Task objective: Search the material below for the word "React" and copy every line in which it occurs.

Collected material:
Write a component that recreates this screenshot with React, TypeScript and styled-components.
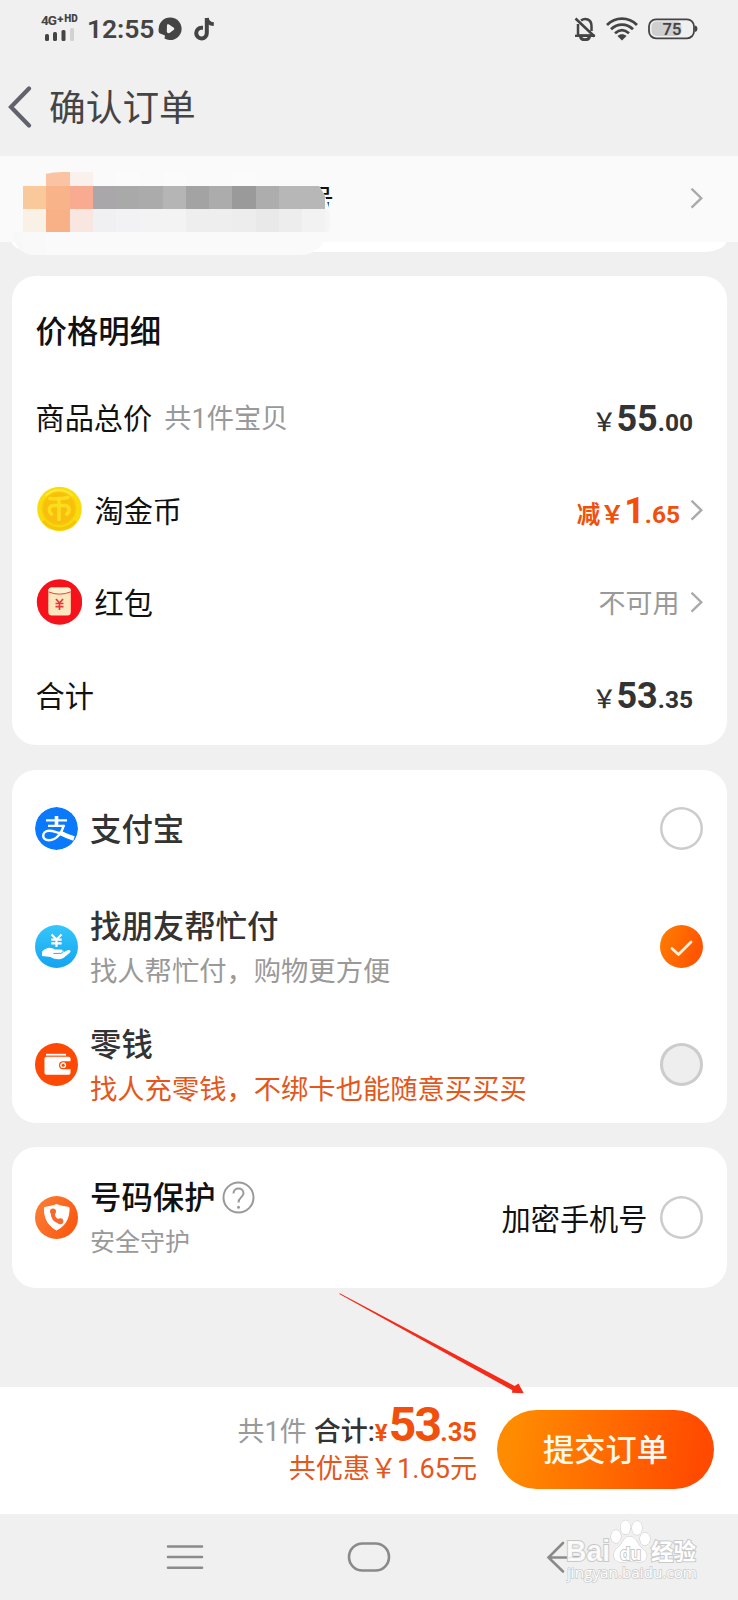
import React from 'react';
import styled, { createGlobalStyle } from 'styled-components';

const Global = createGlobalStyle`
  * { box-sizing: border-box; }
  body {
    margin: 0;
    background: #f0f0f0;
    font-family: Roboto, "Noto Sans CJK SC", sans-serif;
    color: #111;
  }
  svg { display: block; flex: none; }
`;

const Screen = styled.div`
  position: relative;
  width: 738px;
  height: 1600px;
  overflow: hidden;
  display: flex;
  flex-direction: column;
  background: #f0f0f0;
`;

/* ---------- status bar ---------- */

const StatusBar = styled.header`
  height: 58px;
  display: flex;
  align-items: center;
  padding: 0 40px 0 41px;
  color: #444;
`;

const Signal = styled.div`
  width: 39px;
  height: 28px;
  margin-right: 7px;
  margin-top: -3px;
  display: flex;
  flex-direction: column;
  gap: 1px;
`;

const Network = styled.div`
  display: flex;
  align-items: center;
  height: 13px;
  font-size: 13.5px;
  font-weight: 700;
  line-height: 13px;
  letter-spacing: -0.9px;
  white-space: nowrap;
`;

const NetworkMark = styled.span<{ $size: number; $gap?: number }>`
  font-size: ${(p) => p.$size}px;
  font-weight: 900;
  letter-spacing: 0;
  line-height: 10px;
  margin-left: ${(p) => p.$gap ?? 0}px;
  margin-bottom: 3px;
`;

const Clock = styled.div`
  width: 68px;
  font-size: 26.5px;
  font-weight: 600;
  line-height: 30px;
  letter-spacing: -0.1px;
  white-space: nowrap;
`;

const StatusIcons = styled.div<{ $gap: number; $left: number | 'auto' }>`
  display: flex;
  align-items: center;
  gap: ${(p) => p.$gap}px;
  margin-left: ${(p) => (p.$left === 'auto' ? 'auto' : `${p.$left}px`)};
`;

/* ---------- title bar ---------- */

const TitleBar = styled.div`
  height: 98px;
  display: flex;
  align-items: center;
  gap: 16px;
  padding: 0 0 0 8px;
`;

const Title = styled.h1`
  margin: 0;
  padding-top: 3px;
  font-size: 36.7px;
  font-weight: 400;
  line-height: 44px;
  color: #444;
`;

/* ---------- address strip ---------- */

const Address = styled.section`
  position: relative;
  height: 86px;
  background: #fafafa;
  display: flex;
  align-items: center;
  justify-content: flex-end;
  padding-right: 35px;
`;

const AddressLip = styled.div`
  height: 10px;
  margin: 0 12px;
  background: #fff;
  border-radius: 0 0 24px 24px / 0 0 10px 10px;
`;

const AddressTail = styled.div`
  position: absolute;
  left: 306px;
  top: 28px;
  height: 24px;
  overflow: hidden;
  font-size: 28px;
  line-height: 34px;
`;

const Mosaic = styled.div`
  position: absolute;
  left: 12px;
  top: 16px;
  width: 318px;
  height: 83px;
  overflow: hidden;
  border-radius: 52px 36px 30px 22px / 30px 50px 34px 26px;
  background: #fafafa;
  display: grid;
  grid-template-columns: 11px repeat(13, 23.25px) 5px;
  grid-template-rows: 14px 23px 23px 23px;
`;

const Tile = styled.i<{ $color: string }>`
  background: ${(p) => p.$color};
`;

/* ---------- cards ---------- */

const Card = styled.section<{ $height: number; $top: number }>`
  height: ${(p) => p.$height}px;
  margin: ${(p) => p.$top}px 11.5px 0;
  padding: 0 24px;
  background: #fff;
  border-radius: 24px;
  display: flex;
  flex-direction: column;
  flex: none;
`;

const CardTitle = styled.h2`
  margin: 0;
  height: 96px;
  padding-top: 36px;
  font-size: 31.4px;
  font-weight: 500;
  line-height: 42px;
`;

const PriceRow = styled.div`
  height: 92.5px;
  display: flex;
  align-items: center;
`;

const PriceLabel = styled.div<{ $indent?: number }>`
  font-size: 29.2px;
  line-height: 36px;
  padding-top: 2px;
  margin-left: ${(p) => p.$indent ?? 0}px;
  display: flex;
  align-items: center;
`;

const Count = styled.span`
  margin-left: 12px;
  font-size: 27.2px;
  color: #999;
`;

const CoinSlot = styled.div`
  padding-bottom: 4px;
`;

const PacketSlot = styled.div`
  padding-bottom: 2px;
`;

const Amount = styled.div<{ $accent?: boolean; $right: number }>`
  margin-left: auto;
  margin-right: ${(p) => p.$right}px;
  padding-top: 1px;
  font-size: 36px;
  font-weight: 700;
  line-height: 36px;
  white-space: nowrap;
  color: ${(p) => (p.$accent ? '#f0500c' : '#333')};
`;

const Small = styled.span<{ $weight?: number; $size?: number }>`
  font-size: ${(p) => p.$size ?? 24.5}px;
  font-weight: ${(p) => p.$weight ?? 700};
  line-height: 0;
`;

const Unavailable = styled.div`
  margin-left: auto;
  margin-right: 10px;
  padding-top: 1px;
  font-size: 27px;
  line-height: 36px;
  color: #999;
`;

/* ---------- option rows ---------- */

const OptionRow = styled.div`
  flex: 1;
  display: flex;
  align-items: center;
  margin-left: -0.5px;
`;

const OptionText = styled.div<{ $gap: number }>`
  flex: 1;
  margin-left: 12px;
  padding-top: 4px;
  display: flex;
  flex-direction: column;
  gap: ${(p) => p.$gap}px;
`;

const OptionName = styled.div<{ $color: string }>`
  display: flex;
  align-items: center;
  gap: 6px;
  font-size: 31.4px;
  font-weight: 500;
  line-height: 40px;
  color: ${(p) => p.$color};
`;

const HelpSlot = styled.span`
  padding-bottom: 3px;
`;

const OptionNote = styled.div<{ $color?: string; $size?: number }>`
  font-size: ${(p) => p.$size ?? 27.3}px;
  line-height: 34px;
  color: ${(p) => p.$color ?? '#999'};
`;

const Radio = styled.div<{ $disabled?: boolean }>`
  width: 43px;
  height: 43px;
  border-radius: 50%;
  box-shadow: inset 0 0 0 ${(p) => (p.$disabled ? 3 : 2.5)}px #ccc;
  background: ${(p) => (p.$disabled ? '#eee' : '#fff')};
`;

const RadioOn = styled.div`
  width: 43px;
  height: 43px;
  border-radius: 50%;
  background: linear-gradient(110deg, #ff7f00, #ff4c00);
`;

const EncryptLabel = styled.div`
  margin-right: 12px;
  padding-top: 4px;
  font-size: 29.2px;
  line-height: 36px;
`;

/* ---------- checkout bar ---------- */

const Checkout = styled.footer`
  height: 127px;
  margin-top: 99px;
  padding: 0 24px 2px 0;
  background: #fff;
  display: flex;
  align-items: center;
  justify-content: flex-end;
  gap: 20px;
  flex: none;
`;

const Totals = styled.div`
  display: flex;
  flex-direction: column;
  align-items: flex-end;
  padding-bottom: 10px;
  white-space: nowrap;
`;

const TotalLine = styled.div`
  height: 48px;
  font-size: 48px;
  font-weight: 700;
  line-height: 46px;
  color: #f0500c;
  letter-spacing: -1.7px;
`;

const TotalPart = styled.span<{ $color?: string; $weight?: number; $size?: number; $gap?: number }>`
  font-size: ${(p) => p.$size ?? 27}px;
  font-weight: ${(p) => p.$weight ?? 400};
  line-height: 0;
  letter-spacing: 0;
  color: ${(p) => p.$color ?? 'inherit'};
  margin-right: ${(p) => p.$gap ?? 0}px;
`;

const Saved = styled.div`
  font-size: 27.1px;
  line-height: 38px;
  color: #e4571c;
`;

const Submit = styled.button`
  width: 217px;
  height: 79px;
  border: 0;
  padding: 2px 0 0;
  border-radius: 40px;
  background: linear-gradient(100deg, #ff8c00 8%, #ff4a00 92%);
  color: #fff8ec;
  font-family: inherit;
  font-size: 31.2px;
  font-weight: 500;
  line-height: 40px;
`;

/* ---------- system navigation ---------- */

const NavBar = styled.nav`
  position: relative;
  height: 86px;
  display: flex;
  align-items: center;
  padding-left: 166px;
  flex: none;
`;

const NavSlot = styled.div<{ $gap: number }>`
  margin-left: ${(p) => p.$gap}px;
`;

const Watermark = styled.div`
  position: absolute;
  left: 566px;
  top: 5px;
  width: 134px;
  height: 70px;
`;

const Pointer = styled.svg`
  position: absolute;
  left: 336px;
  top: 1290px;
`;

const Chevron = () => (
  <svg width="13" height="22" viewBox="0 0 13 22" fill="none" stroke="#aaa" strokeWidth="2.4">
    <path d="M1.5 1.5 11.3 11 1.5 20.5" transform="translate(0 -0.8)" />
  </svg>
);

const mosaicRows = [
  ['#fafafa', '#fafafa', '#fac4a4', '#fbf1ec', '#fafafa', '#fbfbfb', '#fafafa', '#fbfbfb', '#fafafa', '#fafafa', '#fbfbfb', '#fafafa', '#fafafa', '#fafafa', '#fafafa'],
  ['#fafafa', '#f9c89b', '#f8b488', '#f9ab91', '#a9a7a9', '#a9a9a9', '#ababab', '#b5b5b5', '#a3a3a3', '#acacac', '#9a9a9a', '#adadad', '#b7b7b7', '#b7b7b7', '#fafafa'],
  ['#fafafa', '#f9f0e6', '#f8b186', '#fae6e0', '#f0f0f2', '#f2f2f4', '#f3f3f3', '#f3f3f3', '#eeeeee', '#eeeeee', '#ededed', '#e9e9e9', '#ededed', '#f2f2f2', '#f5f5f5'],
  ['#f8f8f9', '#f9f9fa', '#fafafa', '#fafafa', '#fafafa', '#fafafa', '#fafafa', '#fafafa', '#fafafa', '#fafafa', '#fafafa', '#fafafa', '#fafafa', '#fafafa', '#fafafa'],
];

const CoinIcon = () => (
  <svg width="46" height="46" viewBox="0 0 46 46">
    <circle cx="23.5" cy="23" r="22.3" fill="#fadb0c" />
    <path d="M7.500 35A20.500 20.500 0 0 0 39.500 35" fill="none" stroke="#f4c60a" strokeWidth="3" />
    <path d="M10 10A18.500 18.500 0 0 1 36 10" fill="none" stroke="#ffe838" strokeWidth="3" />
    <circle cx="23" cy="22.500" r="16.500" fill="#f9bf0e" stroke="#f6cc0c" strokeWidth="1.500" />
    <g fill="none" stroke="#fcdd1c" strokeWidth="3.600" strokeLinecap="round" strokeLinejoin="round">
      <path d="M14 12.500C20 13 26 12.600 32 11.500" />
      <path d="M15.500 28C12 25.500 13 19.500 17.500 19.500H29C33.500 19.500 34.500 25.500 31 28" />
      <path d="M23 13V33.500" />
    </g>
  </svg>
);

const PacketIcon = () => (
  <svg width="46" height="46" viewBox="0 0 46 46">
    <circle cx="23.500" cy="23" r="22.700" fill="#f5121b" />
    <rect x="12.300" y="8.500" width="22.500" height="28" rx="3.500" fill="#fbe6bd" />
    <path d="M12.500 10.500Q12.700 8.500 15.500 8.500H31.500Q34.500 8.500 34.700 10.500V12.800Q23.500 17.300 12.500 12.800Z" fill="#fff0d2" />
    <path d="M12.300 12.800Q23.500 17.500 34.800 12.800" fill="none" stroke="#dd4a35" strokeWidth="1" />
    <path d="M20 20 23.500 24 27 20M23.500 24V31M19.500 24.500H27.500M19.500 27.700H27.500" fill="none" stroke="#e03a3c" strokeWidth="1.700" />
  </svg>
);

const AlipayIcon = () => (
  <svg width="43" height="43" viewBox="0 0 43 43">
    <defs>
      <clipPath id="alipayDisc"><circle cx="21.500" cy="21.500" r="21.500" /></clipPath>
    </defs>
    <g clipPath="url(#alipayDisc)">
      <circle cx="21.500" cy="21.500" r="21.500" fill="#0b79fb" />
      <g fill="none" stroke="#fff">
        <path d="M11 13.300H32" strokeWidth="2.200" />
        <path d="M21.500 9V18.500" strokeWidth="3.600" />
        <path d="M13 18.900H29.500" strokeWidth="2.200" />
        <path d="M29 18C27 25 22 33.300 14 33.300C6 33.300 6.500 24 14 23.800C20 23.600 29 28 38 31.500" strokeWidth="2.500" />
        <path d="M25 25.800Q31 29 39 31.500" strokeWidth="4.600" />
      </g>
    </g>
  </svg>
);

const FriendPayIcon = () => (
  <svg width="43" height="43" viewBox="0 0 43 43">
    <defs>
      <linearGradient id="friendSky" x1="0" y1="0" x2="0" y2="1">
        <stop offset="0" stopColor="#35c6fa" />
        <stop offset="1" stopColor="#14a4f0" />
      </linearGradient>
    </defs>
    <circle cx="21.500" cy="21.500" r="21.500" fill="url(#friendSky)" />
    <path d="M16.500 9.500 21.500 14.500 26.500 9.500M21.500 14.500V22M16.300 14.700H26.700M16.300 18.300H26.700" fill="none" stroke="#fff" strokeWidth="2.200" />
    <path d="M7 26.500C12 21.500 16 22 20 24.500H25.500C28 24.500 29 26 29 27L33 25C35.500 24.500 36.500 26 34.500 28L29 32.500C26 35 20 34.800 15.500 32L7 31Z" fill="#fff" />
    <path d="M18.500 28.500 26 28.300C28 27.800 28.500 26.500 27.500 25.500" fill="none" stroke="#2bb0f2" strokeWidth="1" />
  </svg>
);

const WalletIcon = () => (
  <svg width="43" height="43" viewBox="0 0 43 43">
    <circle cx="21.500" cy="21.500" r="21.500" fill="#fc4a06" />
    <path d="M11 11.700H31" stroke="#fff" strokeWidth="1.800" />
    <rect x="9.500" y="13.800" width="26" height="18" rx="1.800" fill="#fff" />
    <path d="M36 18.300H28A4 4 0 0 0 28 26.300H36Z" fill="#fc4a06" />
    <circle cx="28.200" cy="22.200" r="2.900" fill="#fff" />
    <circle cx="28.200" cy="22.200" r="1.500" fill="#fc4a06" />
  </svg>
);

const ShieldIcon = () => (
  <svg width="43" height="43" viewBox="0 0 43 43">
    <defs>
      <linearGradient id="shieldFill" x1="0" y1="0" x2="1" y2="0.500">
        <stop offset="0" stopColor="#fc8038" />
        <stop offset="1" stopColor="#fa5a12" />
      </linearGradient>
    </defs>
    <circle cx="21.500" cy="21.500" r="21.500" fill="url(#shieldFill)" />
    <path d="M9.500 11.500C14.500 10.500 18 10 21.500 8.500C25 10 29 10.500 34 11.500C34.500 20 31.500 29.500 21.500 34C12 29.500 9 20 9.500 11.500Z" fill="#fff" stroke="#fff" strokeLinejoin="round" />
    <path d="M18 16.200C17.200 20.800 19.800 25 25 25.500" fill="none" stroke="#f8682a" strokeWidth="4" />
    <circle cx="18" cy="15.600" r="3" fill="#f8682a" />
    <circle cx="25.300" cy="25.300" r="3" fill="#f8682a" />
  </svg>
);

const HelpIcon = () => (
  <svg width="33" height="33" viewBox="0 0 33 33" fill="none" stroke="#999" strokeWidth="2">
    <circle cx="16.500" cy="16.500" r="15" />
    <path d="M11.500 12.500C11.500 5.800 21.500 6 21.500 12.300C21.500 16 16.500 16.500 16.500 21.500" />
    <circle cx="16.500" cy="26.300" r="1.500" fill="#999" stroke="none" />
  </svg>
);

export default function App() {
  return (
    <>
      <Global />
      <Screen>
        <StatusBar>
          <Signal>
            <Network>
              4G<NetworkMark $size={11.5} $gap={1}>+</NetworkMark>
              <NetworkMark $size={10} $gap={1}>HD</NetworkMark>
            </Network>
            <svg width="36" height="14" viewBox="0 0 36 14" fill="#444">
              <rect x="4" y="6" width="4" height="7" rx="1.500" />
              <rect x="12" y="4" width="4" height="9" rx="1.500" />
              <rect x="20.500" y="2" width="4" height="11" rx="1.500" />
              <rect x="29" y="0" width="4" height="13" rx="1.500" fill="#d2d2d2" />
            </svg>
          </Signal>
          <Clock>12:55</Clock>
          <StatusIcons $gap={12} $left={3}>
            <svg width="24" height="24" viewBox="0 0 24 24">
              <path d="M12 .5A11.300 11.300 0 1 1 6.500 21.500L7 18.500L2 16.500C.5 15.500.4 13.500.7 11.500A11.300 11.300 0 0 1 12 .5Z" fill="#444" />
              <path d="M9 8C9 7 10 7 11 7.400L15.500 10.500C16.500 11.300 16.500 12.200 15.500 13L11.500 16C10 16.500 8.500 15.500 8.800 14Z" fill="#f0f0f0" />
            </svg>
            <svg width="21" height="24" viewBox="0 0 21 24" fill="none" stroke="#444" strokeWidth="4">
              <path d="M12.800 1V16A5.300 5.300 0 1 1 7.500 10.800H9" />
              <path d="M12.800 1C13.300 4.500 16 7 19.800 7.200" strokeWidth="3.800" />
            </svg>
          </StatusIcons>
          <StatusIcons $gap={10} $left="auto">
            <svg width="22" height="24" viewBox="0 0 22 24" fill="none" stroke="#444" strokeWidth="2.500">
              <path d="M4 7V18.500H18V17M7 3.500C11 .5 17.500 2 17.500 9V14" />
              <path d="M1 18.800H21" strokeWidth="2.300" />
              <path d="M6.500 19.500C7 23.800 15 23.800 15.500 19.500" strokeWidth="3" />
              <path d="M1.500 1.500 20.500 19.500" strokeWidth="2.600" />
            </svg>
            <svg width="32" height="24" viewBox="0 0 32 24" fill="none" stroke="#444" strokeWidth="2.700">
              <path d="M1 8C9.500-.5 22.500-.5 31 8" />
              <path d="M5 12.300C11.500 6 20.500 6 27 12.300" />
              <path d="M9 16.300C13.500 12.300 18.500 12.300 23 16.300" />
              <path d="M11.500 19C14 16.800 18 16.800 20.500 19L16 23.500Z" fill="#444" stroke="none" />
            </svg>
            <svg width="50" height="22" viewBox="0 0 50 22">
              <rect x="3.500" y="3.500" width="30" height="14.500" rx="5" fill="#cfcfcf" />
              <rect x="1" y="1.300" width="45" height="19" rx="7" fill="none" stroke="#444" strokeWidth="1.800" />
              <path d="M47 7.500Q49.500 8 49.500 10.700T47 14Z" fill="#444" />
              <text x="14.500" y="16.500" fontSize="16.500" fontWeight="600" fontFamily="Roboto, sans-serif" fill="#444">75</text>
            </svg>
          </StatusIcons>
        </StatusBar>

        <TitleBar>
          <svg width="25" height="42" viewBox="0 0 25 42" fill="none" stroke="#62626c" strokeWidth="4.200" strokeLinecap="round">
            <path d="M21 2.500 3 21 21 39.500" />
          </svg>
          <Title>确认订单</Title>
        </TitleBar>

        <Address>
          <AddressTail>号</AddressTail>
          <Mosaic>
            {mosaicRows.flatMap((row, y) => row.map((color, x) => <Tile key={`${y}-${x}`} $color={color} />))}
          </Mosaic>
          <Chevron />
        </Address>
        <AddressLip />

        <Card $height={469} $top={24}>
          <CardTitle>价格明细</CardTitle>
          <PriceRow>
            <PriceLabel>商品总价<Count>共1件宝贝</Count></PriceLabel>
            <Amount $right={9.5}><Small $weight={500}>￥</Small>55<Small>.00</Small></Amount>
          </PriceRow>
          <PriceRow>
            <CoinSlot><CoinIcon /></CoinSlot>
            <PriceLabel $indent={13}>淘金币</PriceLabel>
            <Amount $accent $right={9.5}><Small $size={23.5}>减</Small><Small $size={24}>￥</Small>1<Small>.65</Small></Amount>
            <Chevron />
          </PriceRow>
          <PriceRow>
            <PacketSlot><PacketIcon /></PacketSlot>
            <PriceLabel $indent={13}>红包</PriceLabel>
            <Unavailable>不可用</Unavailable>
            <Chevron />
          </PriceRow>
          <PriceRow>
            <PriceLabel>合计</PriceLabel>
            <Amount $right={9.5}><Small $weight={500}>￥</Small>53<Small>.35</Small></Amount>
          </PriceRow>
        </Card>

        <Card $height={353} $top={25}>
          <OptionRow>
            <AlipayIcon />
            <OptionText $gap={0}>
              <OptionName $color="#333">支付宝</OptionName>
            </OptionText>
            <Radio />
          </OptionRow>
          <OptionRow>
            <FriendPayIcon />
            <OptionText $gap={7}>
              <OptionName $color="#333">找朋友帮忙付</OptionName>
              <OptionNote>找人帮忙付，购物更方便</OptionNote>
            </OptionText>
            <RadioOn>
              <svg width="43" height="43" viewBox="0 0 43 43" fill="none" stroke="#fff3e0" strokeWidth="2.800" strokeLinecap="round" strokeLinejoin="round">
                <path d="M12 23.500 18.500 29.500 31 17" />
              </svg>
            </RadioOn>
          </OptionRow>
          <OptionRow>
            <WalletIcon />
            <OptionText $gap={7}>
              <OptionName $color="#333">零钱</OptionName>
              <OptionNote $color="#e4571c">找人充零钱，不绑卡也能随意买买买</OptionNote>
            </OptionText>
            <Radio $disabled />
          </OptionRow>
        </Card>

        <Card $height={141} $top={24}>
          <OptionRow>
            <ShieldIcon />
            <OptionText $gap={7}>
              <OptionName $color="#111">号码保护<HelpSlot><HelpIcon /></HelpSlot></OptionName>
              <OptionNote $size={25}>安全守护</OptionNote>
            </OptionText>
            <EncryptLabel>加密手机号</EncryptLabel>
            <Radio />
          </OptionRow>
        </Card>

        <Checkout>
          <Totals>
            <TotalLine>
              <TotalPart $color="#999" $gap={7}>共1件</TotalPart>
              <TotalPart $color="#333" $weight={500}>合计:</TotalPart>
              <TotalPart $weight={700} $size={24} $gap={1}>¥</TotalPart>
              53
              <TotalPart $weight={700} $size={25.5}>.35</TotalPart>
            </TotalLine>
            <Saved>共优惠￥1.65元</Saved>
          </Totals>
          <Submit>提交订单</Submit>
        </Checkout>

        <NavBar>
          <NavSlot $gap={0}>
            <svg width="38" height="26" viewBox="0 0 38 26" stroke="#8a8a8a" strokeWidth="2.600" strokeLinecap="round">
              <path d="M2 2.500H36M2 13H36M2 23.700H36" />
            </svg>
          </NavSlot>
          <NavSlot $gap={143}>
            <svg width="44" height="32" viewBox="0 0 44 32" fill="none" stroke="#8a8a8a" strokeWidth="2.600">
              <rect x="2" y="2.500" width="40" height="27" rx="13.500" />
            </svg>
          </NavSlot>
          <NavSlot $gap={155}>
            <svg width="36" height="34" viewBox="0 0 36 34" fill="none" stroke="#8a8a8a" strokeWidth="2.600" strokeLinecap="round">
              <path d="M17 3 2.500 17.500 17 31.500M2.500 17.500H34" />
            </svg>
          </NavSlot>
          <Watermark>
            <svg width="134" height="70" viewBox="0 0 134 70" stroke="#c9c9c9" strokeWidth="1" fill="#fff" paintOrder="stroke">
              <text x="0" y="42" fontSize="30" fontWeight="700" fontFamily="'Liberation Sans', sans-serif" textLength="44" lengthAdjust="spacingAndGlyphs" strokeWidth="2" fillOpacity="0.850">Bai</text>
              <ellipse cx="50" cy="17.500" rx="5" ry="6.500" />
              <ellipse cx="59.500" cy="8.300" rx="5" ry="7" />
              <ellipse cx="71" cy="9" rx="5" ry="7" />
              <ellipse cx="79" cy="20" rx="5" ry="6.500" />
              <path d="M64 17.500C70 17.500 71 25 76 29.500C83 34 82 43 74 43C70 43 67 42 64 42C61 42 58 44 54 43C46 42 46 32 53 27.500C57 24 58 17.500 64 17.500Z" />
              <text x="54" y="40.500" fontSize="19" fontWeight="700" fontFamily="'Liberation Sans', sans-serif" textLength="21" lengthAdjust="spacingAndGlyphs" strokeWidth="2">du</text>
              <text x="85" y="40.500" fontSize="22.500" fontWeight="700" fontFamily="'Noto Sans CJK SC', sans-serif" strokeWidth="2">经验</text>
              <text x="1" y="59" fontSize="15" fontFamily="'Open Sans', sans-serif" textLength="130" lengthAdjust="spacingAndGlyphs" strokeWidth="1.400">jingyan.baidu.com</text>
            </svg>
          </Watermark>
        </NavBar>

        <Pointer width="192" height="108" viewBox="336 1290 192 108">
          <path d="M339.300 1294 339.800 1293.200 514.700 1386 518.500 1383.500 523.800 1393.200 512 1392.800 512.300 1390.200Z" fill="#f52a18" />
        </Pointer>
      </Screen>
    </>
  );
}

In response:
Write a component that recreates this screenshot with React, TypeScript and styled-components.
import React from 'react';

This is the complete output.